Training job time (hours): Specify the maximum amount of time, in hours, for an experiment to run and train models. Note that you can also provide values less than 1 (for example, 0.5).
Max concurrent iterations: Choose the maximum number of iterations that run in parallel.
ONNX model compatibility: If you enable this option, the models trained by automated machine learning are converted to the ONNX format. This is particularly relevant if you want to use the model for scoring in Azure Synapse Analytics SQL pools.
These settings all have a default value that you can customize.
Start a run
After all the required configurations are done, you can start your automated run. You can choose to create a run directly by selecting Create run - this starts the run without code. Alternatively, if you prefer code, you can select Open in notebook - this opens a notebook containing the code that creates the run so you can view the code and start the run yourself.
Note
If you selected Time series forecasting as your model type in the previous section, you must make additional configurations. Forecasting also doesn't support ONNX model compatibility.
Create a run directly
To start your automated machine learning run directly, select Create Run. You see a notification that indicates the run is starting. Then you see another notification that indicates success. You can also check the status in Azure Machine Learning by selecting the link in the notification.
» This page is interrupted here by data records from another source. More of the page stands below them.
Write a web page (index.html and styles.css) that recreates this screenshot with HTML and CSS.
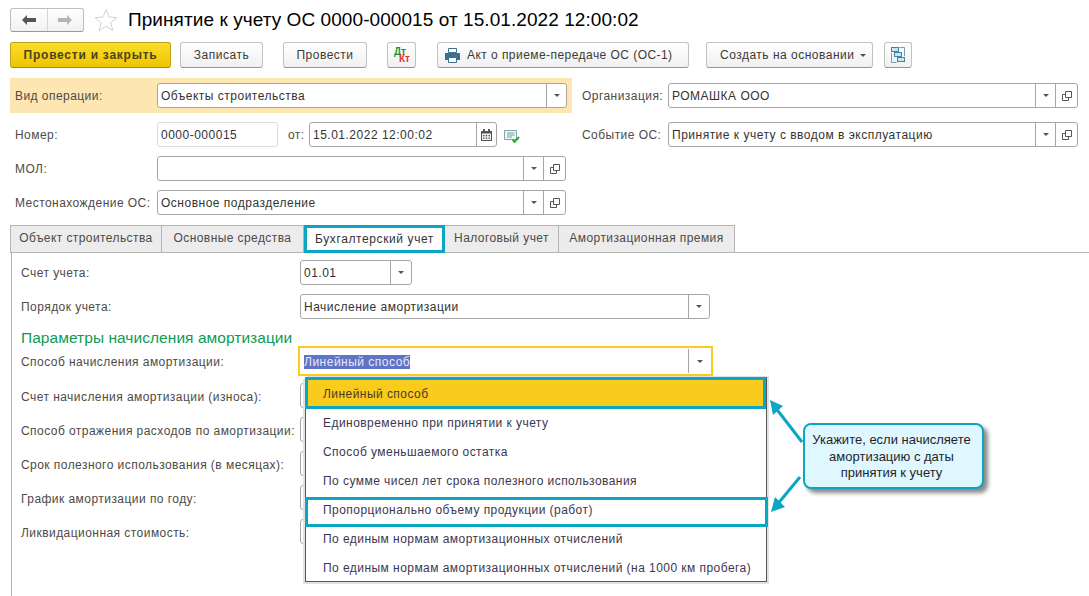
FILE: index.html
```html
<!DOCTYPE html>
<html lang="ru">
<head>
<meta charset="utf-8">
<title>Принятие к учету ОС</title>
<link rel="stylesheet" href="styles.css">
</head>
<body>
<div class="page">
  <header class="head">
    <div class="nav">
      <span class="nav-btn"><svg width="16" height="12" viewBox="0 0 16 12"><path d="M1 6l5-5v3h9v4H6v3z" fill="#555"/></svg></span>
      <span class="nav-btn"><svg width="16" height="12" viewBox="0 0 16 12"><path d="M15 6l-5-5v3H1v4h9v3z" fill="#b5b5b5"/></svg></span>
    </div>
    <svg class="star" width="24" height="24" viewBox="0 0 24 24"><path d="M12 1.500l3 7.600 8 .5-6.200 5.100 2 7.800-6.800-4.300-6.800 4.300 2-7.800L1 9.600l8-.5z" fill="#fff" stroke="#d2d2d2"/></svg>
    <h1 class="title">Принятие к учету ОС 0000-000015 от 15.01.2022 12:00:02</h1>
  </header>

  <div class="toolbar">
    <button class="btn primary">Провести и закрыть</button>
    <button class="btn w83">Записать</button>
    <button class="btn w84">Провести</button>
    <button class="btn dtkt"><span class="dt">Дт</span><span class="kt">Кт</span></button>
    <button class="btn act">
      <svg width="15" height="15" viewBox="0 0 15 15"><path d="M3.500.500h8v4h-8z" fill="#fff" stroke="#3f6f8c"/><path d="M0 5h15v7h-3v-2H3v2H0z" fill="#3f6f8c"/><path d="M3.500 9.500h8v5h-8z" fill="#fff" stroke="#3f6f8c"/></svg>
      Акт о приеме-передаче ОС (ОС-1)
    </button>
    <button class="btn create">Создать на основании <span class="caret small"></span></button>
    <button class="btn struct">
      <svg width="16" height="16" viewBox="0 0 16 16" fill="none"><path d="M1.500 6v9.500h5M14.500 9V.5h-5" stroke="#6f9fba"/><rect x="1.500" y=".5" width="7" height="4" fill="#cfe3ee" stroke="#3f85a8"/><rect x="4.500" y="5.500" width="7" height="4" fill="#cfe3ee" stroke="#3f85a8"/><rect x="7.500" y="10.500" width="7" height="4" fill="#cfe3ee" stroke="#3f85a8"/></svg>
    </button>
  </div>

  <section class="form-top">
    <div class="col-left">
      <div class="row band">
        <label class="lbl">Вид операции:</label>
        <div class="field f-op"><span class="val">Объекты строительства</span><span class="cell"><span class="caret"></span></span></div>
      </div>
      <div class="row r-num">
        <label class="lbl">Номер:</label>
        <div class="field f-num readonly"><span class="val">0000-000015</span></div>
        <label class="lbl lbl-ot">от:</label>
        <div class="field f-date"><span class="val">15.01.2022 12:00:02</span>
          <span class="cell"><svg width="11" height="12" viewBox="0 0 11 12"><path d="M0 2h11v10H0z" fill="#555"/><path d="M1 4.500h9V11H1z" fill="#eee"/><path d="M2 0h2v3H2zM7 0h2v3H7z" fill="#555"/><path d="M2 6h1.500v1.200H2zM4.700 6h1.500v1.200H4.700zM7.500 6H9v1.200H7.500zM2 8.500h1.500v1.200H2zM4.700 8.500h1.500v1.200H4.700zM7.500 8.500H9v1.200H7.500z" fill="#555"/></svg></span>
        </div>
        <svg class="doc-ok" width="16" height="13" viewBox="0 0 16 13"><path d="M.5.500h12v9H.5z" fill="#eef5f4" stroke="#7fa8a8"/><path d="M3 3h7.500M3 5h7.500M3 7h5" stroke="#7aa3a3"/><path d="M8.500 9.500l2 2.500 4.500-5" fill="none" stroke="#2fa83a" stroke-width="2"/></svg>
      </div>
      <div class="row r-mol">
        <label class="lbl">МОЛ:</label>
        <div class="field f-wide"><span class="val"></span><span class="cell"><span class="caret"></span></span><span class="cell cell-open"><svg width="10" height="10" viewBox="0 0 10 10" fill="none"><path d="M3.500.500h6v6h-6zM3.500 3.500h-3v6h6v-3" stroke="#555"/></svg></span></div>
      </div>
      <div class="row r-loc">
        <label class="lbl">Местонахождение ОС:</label>
        <div class="field f-wide"><span class="val">Основное подразделение</span><span class="cell"><span class="caret"></span></span><span class="cell cell-open"><svg width="10" height="10" viewBox="0 0 10 10" fill="none"><path d="M3.500.500h6v6h-6zM3.500 3.500h-3v6h6v-3" stroke="#555"/></svg></span></div>
      </div>
    </div>
    <div class="col-right">
      <div class="row r-org">
        <label class="lbl lbl-r">Организация:</label>
        <div class="field f-r"><span class="val">РОМАШКА ООО</span><span class="cell"><span class="caret"></span></span><span class="cell cell-open"><svg width="10" height="10" viewBox="0 0 10 10" fill="none"><path d="M3.500.500h6v6h-6zM3.500 3.500h-3v6h6v-3" stroke="#555"/></svg></span></div>
      </div>
      <div class="row r-evt">
        <label class="lbl lbl-r">Событие ОС:</label>
        <div class="field f-r"><span class="val">Принятие к учету с вводом в эксплуатацию</span><span class="cell"><span class="caret"></span></span><span class="cell cell-open"><svg width="10" height="10" viewBox="0 0 10 10" fill="none"><path d="M3.500.500h6v6h-6zM3.500 3.500h-3v6h6v-3" stroke="#555"/></svg></span></div>
      </div>
    </div>
  </section>

  <nav class="tabs">
    <span class="tab t1">Объект строительства</span>
    <span class="tab t2">Основные средства</span>
    <span class="tab t3 active">Бухгалтерский учет</span>
    <span class="tab t4">Налоговый учет</span>
    <span class="tab t5">Амортизационная премия</span>
  </nav>

  <section class="panel">
    <div class="prow">
      <label class="lbl">Счет учета:</label>
      <div class="field f-acc"><span class="val">01.01</span><span class="cell"><span class="caret"></span></span></div>
    </div>
    <div class="prow">
      <label class="lbl">Порядок учета:</label>
      <div class="field f-ord"><span class="val">Начисление амортизации</span><span class="cell"><span class="caret"></span></span></div>
    </div>
    <h2 class="group">Параметры начисления амортизации</h2>
    <div class="prow focus-row">
      <label class="lbl">Способ начисления амортизации:</label>
      <div class="field f-focus"><span class="val"><span class="sel">Линейный способ</span></span><span class="cell"><span class="caret"></span></span></div>
    </div>
    <div class="prow"><label class="lbl">Счет начисления амортизации (износа):</label><div class="field f-ord"></div></div>
    <div class="prow"><label class="lbl">Способ отражения расходов по амортизации:</label><div class="field f-ord"></div></div>
    <div class="prow"><label class="lbl">Срок полезного использования (в месяцах):</label><div class="field f-ord"></div></div>
    <div class="prow"><label class="lbl">График амортизации по году:</label><div class="field f-ord"></div></div>
    <div class="prow"><label class="lbl">Ликвидационная стоимость:</label><div class="field f-ord"></div></div>
  </section>

  <ul class="menu">
    <li class="item current">Линейный способ</li>
    <li class="item">Единовременно при принятии к учету</li>
    <li class="item">Способ уменьшаемого остатка</li>
    <li class="item">По сумме чисел лет срока полезного использования</li>
    <li class="item marked">Пропорционально объему продукции (работ)</li>
    <li class="item">По единым нормам амортизационных отчислений</li>
    <li class="item">По единым нормам амортизационных отчислений (на 1000 км пробега)</li>
  </ul>

  <svg class="arrows" width="40" height="140" viewBox="0 0 40 140" fill="none">
    <path d="M34 66L7 31" stroke="#0aa6c4" stroke-width="3"/>
    <path d="M2 24l13 6-10 9z" fill="#0aa6c4"/>
    <path d="M32 101L8 130" stroke="#0aa6c4" stroke-width="3"/>
    <path d="M3 136l14-5-10-10z" fill="#0aa6c4"/>
  </svg>

  <aside class="callout">Укажите, если начисляете амортизацию с даты принятия к учету</aside>
</div>
</body>
</html>
```

FILE: styles.css
```css
* { box-sizing: border-box; }
html, body { margin: 0; padding: 0; background: #fff; }
body { font: 12px/16px "Liberation Sans", Arial, sans-serif; color: #3d3a36; }
.page { position: relative; width: 1089px; height: 596px; overflow: hidden; }

.head { display: flex; align-items: center; height: 24px; margin: 8px 0 0 10px; }
.nav { display: flex; width: 74px; height: 24px; border: 1px solid #bdbdbd; border-bottom-color: #999; border-radius: 3px; background: linear-gradient(#fff, #f1f1f1); }
.nav-btn { flex: 1; display: flex; align-items: center; justify-content: center; }
.nav-btn + .nav-btn { border-left: 1px solid #d5d5d5; }
.star { margin-left: 10px; }
.title { margin: 0 0 0 10px; font-size: 19px; font-weight: 400; line-height: 24px; letter-spacing: .07px; color: #000; white-space: nowrap; }

.toolbar { display: flex; height: 26px; margin: 10px 0 0 10px; }
.btn { display: flex; align-items: center; justify-content: center; height: 26px; padding: 0; border: 1px solid #c2c2c2; border-bottom-color: #969696; border-radius: 3px; background: linear-gradient(#fff, #f0f0f0); font: inherit; letter-spacing: .5px; color: #3d3a36; }
.primary { width: 161px; font-weight: 700; letter-spacing: .75px; color: #4c4418; background: linear-gradient(#f9de2c, #efc500); border-color: #bfa21a; border-bottom-color: #9f8a14; }
.w83 { width: 83px; margin-left: 9px; }
.w84 { width: 84px; margin-left: 20px; }
.dtkt { position: relative; width: 29px; margin-left: 20px; }
.dt, .kt { position: absolute; font-size: 10px; font-weight: 700; line-height: 7px; letter-spacing: 0; }
.dt { left: 6px; top: 5px; color: #0a9a3c; }
.kt { left: 11px; top: 12px; color: #e8353a; }
.act { width: 252px; margin-left: 21px; gap: 7px; justify-content: flex-start; padding-left: 7px; letter-spacing: .45px; }
.create { width: 167px; margin-left: 17px; gap: 5px; justify-content: flex-start; padding-left: 13px; }
.struct { width: 28px; margin-left: 11px; }

.form-top { display: flex; margin-top: 10px; }
.col-left { width: 572px; }
.col-right { margin-left: 10px; }
.row { display: flex; align-items: center; height: 25px; }
.lbl { flex: none; letter-spacing: .45px; color: #4d4a47; white-space: nowrap; }
.col-left .lbl:first-child { width: 147px; }
.band { height: 35px; width: 562px; margin-left: 10px; padding-left: 5px; background: #fde6b2; }
.band .lbl:first-child { width: 142px; }
.row.r-num, .row.r-mol, .row.r-loc { padding-left: 15px; margin-left: 0; }
.col-left .row:not(.band) .lbl:first-child { width: 142px; }
.r-num { margin-top: 9px; }
.r-mol { margin-top: 9px; }
.r-loc { margin-top: 9px; }
.r-org { margin-top: 5px; }
.r-evt { margin-top: 14px; }
.lbl-r { width: 86px; }
.lbl-ot { margin-left: 10px; width: 21px; }
.doc-ok { margin: 3px 0 0 7px; }

.field { display: flex; flex: none; height: 25px; background: #fff; border: 1px solid #a6a6a6; border-radius: 3px; letter-spacing: .5px; color: #333; }
.val { flex: 1; min-width: 0; padding-left: 3px; line-height: 24px; white-space: nowrap; overflow: hidden; }
.cell { flex: none; display: flex; align-items: center; justify-content: center; width: 20px; border-left: 1px solid #a6a6a6; }
.cell-open { width: 22px; }
.caret { display: inline-block; width: 0; height: 0; border: 3px solid transparent; border-top: 3px solid #555; border-bottom: 0; }
.f-op { width: 410px; }
.f-num { width: 121px; }
.f-num.readonly { border-color: #dcdcdc; }
.f-date { width: 188px; }
.f-wide { width: 409px; }
.f-r { width: 410px; }
.f-acc { width: 112px; margin-left: 0; }
.f-ord { width: 410px; }
.f-acc .cell, .f-ord .cell { width: 21px; }

.tabs { display: flex; height: 28px; margin: 10px 0 0 10px; border-bottom: 1px solid #b4b4b4; }
.tab { flex: none; height: 27px; padding: 0; text-align: center; line-height: 25px; letter-spacing: .42px; background: #ececec; border: 1px solid #b4b4b4; border-left: 0; border-bottom: 0; color: #4d4a47; white-space: nowrap; }
.t1 { width: 152px; border-left: 1px solid #b4b4b4; }
.t2 { width: 142px; }
.t3 { width: 141px; }
.t4 { width: 114px; }
.t5 { width: 176px; }
.tab.active { height: 28px; background: #fff; border: 3px solid #0aa6c4; color: #333; line-height: 23px; letter-spacing: .6px; }

.panel { width: 1078px; height: 350px; margin-left: 11px; padding: 7px 0 0 9px; border-left: 1px solid #b4b4b4; }
.prow { display: grid; grid-template-columns: 279px auto; align-items: center; height: 25px; margin-bottom: 9px; justify-content: start; }
.prow .lbl { width: 279px; }
.focus-row .lbl, .focus-row ~ .prow .lbl { padding-top: 2px; }
.group { margin: 1px 0 -2px; font-size: 15.500px; font-weight: 400; line-height: 20px; letter-spacing: .05px; color: #0f9a55; white-space: nowrap; }
.focus-row { height: 30px; margin-bottom: 7px; grid-template-columns: 277px auto; }
.focus-row .lbl { width: 277px; }
.f-focus { width: 415px; height: 30px; border: 2px solid #f9cb1c; border-radius: 0; }
.f-focus .val { padding-left: 4px; line-height: 28px; }
.f-focus .cell { width: 23px; margin: 1px 0; }
.sel { background: #5f73c7; color: #e6e9f7; }

.menu { position: absolute; left: 305px; top: 377px; width: 462px; height: 205px; margin: 0; padding: 0; list-style: none; background: #fff; border: 1px solid #555; box-shadow: -2px 2px 0 #e2e2e2, 2px -1px 0 #e2e2e2, 2px 2px 0 #e2e2e2; }
.item { height: 29px; padding-left: 17px; line-height: 31px; letter-spacing: .45px; color: #3d3650; white-space: nowrap; }
.item.current { margin: -1px 0 -1px -1px; height: 32px; background: #f9cb1c; border: 3px solid #0aa6c4; padding-left: 15px; line-height: 28px; color: #4a3a2a; }
.item.marked { margin: 2px -2px -3px -1px; height: 30px; border: 3px solid #0aa6c4; padding-left: 15px; line-height: 20px; }

.arrows { position: absolute; left: 768px; top: 376px; }
.callout { position: absolute; left: 803px; top: 423px; width: 181px; height: 66px; padding: 7px 10px 0 6px; background: #dff7ff; border: 2px solid #0aa6c4; border-radius: 8px; box-shadow: 4px 4px 4px #8a8a8a; font-size: 13px; line-height: 16.500px; text-align: center; color: #1f1f2a; }
```
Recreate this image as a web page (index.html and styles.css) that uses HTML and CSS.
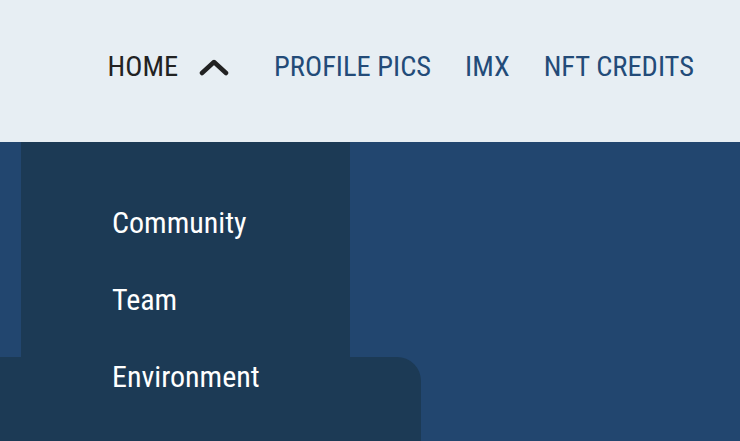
FILE: index.html
```html
<!DOCTYPE html>
<html lang="en">
<head>
  <meta charset="UTF-8">
  <meta name="viewport" content="width=device-width, initial-scale=1.0">
  <title>Menu</title>
  <link rel="stylesheet" href="styles.css">
</head>
<body>
  <!-- Barra de navegação -->
  <header class="top-bar">
    <nav class="nav">
      <div class="nav-item home">
        <span>HOME</span>
        <svg class="chevron" width="30" height="20" viewBox="0 0 30 20">
          <path d="M3 16 L15 5 L27 16" fill="none" stroke="#222" stroke-width="4.5" stroke-linecap="round" stroke-linejoin="round"/>
        </svg>
      </div>
      <a class="nav-item" href="#">PROFILE PICS</a>
      <a class="nav-item" href="#">IMX</a>
      <a class="nav-item" href="#">NFT CREDITS</a>
    </nav>
  </header>

  <!-- Conteúdo -->
  <main class="content">
    <div class="card"></div>

    <!-- Menu suspenso -->
    <ul class="dropdown">
      <li><a href="#">Community</a></li>
      <li><a href="#">Team</a></li>
      <li><a href="#">Environment</a></li>
    </ul>
  </main>
</body>
</html>
```

FILE: styles.css
```css
html, body {
  margin: 0;
  padding: 0;
  height: 100%;
  overflow: hidden;
}
body {
  font-family: "Liberation Sans Narrow", "Roboto Condensed", "DejaVu Sans", sans-serif;
  background: #22466f;
}
/* Barra de navegação */
.top-bar {
  height: 142px;
  background: #e7eef3;
  display: flex;
  justify-content: flex-end;
  align-items: center;
  padding-right: 46px;
  padding-bottom: 8px;
  box-sizing: border-box;
}
.nav {
  display: flex;
  align-items: center;
  gap: 34px;
}
.nav-item {
  font-size: 28.5px;
  color: #234b78;
  text-decoration: none;
  line-height: 1;
}
.nav-item.home {
  display: flex;
  align-items: center;
  gap: 21px;
  color: #222;
  margin-right: 11px;
}
.chevron {
  display: block;
}
/* Conteúdo */
.content {
  position: relative;
  height: calc(100% - 142px);
  padding-top: 215px;
  box-sizing: border-box;
}
.card {
  width: 421px;
  height: 100%;
  background: #1c3a55;
  border-top-right-radius: 24px;
}
.dropdown {
  position: absolute;
  top: 0;
  left: 21px;
  width: 329px;
  height: 100%;
  margin: 0;
  padding: 66px 0 0 91px;
  box-sizing: border-box;
  list-style: none;
  background: #1c3a55;
}
.dropdown li {
  height: 77px;
}
.dropdown a {
  color: #fff;
  font-size: 30px;
  text-decoration: none;
  line-height: 1;
}
```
Create a run with a notebook
To generate a notebook, select Open In Notebook. This gives you an opportunity to add settings or otherwise modify the code for your automated machine learning run. When you're ready to run the code, select Run all.
Monitor the run
After you've successfully submitted the run, you see a link to the experiment run in the Azure Machine Learning workspace in the notebook output. Select the link to monitor your automated run in Azure Machine Learning.